Die Kostenabschätzung sei kein primäres Ziel dieses Dokuments, meint der deutsche Wissenschaftler Gerhard Schmidt vom Öko-Institut in Darmstadt. «Es geht, soweit ich es sehe, um die Identifizierung geeigneter Standorte und den Ausschluss weniger geeigneter Standorte». Iwan Stössel, im Kanton Schaffhausen zuständiger Geologe für das Dossier Tiefenlager, sagt: «Das Szenario in diesem Dokument scheint genau das abzubilden, wie wir die Nagra in der Realität erleben; der Prozess wird nicht so ergebnisoffen geführt, wie das unserer Ansicht nach sein müsste.» Drei weitere Experten für Explorationen wollten nur anonym eine Analyse abgeben.
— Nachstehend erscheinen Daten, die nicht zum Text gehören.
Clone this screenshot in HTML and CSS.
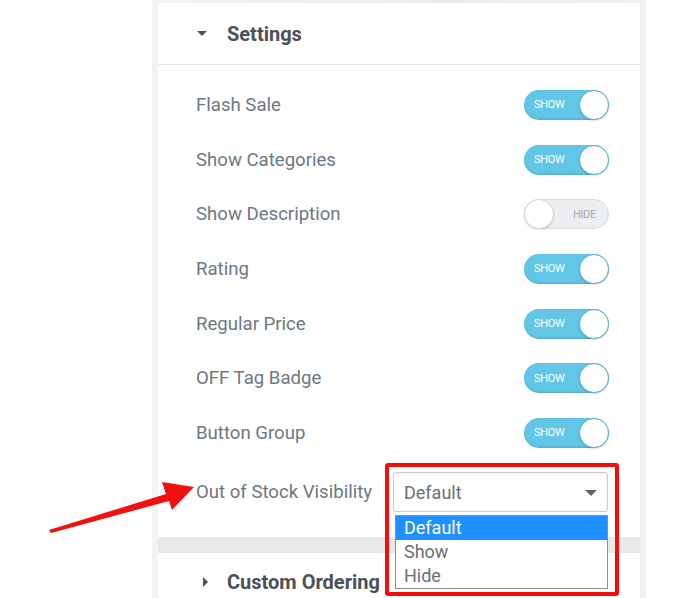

Das Thema ist für sie ein zu heisses Eisen. Sie sagen:
- Bei einem Modell nenne man die Standorte üblicherweise nicht mit Namen, sondern mit Platzhaltern wie A, B, C. Durch Benennungen wie ZNO für Zürich Nord werde aus einem Modell ein konkreter Plan.
- Durch die Tatsache, dass gerade die Bohrplanung als «vertraulich» klassifiziert wurde, dränge sich der Verdacht auf, dass hier eine detaillierte Planung vorliege und die «Stopp»-Zeichen gesetzt wurden, um ein Budget einzuhalten.
- In Zürich Nordost lägen die bisher detailliertesten Messergebnisse vor. Dass gerade dort ein Tiefenlager geplant sei, erscheine kaum als Zufall.
- Verständnis für das Vorgehen der Nagra zeigt dieser Wissenschafter: Die im Papier aufgezeichneten «Rahmenannahmen» erachte er als mögliche und wahrscheinliche Annahme für die weitere Planung. «Dies ist ein bei solchen langfristigen und auf vielen Unsicherheiten beruhenden Planungen wohl zweckmässig».
Das Dokument sorgt bereits für Aufruhr. Das Bundesamt für Energie hat in den letzten Tagen vom Strategiepapier Kenntnis erhalten und hat von der Nagra Erklärung verlangt.